**DIRECTIVE**
Copy out all the lines exactly. Omit pictures.

**AVAILABLE DATA**

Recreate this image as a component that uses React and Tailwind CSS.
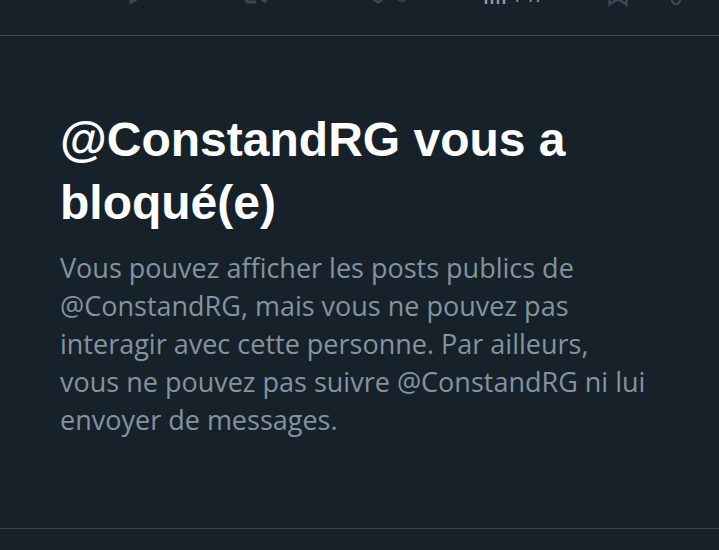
import React from 'react';

const actions = [
  {
    label: 'Répondre',
    icon: <path d="M12.5 12V24.5L23 19" fill="currentColor" stroke="none" />,
  },
  {
    label: 'Reposter',
    icon: <path d="M11 6V19Q11 22 14 22H21M25 17L29.5 21.5L34 17" />,
  },
  {
    label: 'Aimer',
    count: '0',
    icon: <path d="M18 22.5C12 18 6 13 6 8C6 3 15 2 18 7C21 2 30 3 30 8C30 13 24 18 18 22.5Z" strokeWidth="2.5" />,
  },
  {
    label: 'Vues',
    count: '147',
    icon: <path d="M11 12V24M17 4V24M23 8V24M29 2V24" strokeWidth="2.5" />,
  },
  {
    label: 'Signet',
    icon: <path d="M14.5 2V24.5L23 19L31.5 24.5V2Z" strokeWidth="2.5" />,
  },
  {
    label: 'Partager',
    icon: <path d="M15 3V20A4 4 0 0 0 23 20V3" strokeWidth="2.5" />,
  },
];

const PostActions = () => (
  <div className="overflow-hidden border-b border-[#3a444c]">
    <div className="-mt-5 grid h-[55px] grid-cols-[118fr_125fr_115fr_120fr_62fr_62fr] items-start pl-[117px] text-[#3d4852]">
      {actions.map(({ label, count, icon }) => (
        <button
          key={label}
          type="button"
          aria-label={label}
          className={`flex items-start ${label === 'Vues' ? 'text-[#8b98a5]' : ''}`}
        >
          <svg viewBox="0 0 36 28" className="h-7 w-9 shrink-0" fill="none" stroke="currentColor" strokeWidth="3">
            {icon}
          </svg>
          {count && <span className="text-xl leading-[30px]">{count}</span>}
        </button>
      ))}
    </div>
  </div>
);

const BlockedNotice = () => (
  <section className="border-b border-[#3a444c] pl-15 pr-[66px] pt-18 pb-[89px]">
    <h1 className="font-['Liberation_Sans',sans-serif] text-[48px] leading-[63px] font-bold text-white">
      @ConstandRG vous a bloqué(e)
    </h1>
    <p className="mt-[15px] text-[27px] leading-[38px] text-[#8393a0]">
      Vous pouvez afficher les posts publics de @ConstandRG, mais vous ne pouvez pas interagir avec cette personne. Par
      ailleurs, vous ne pouvez pas suivre @ConstandRG ni lui envoyer de messages.
    </p>
  </section>
);

const App = () => (
  <main className="min-h-screen bg-[#17212a] font-['Open_Sans',sans-serif]">
    <PostActions />
    <BlockedNotice />
  </main>
);

export default App;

**THE COMPLETED TASK**
Recreate this image as a component that uses React and Tailwind CSS.
import React from 'react';

const actions = [
  {
    label: 'Répondre',
    icon: <path d="M12.5 12V24.5L23 19" fill="currentColor" stroke="none" />,
  },
  {
    label: 'Reposter',
    icon: <path d="M11 6V19Q11 22 14 22H21M25 17L29.5 21.5L34 17" />,
  },
  {
    label: 'Aimer',
    count: '0',
    icon: <path d="M18 22.5C12 18 6 13 6 8C6 3 15 2 18 7C21 2 30 3 30 8C30 13 24 18 18 22.5Z" strokeWidth="2.5" />,
  },
  {
    label: 'Vues',
    count: '147',
    icon: <path d="M11 12V24M17 4V24M23 8V24M29 2V24" strokeWidth="2.5" />,
  },
  {
    label: 'Signet',
    icon: <path d="M14.5 2V24.5L23 19L31.5 24.5V2Z" strokeWidth="2.5" />,
  },
  {
    label: 'Partager',
    icon: <path d="M15 3V20A4 4 0 0 0 23 20V3" strokeWidth="2.5" />,
  },
];

const PostActions = () => (
  <div className="overflow-hidden border-b border-[#3a444c]">
    <div className="-mt-5 grid h-[55px] grid-cols-[118fr_125fr_115fr_120fr_62fr_62fr] items-start pl-[117px] text-[#3d4852]">
      {actions.map(({ label, count, icon }) => (
        <button
          key={label}
          type="button"
          aria-label={label}
          className={`flex items-start ${label === 'Vues' ? 'text-[#8b98a5]' : ''}`}
        >
          <svg viewBox="0 0 36 28" className="h-7 w-9 shrink-0" fill="none" stroke="currentColor" strokeWidth="3">
            {icon}
          </svg>
          {count && <span className="text-xl leading-[30px]">{count}</span>}
        </button>
      ))}
    </div>
  </div>
);

const BlockedNotice = () => (
  <section className="border-b border-[#3a444c] pl-15 pr-[66px] pt-18 pb-[89px]">
    <h1 className="font-['Liberation_Sans',sans-serif] text-[48px] leading-[63px] font-bold text-white">
      @ConstandRG vous a bloqué(e)
    </h1>
    <p className="mt-[15px] text-[27px] leading-[38px] text-[#8393a0]">
      Vous pouvez afficher les posts publics de @ConstandRG, mais vous ne pouvez pas interagir avec cette personne. Par
      ailleurs, vous ne pouvez pas suivre @ConstandRG ni lui envoyer de messages.
    </p>
  </section>
);

const App = () => (
  <main className="min-h-screen bg-[#17212a] font-['Open_Sans',sans-serif]">
    <PostActions />
    <BlockedNotice />
  </main>
);

export default App;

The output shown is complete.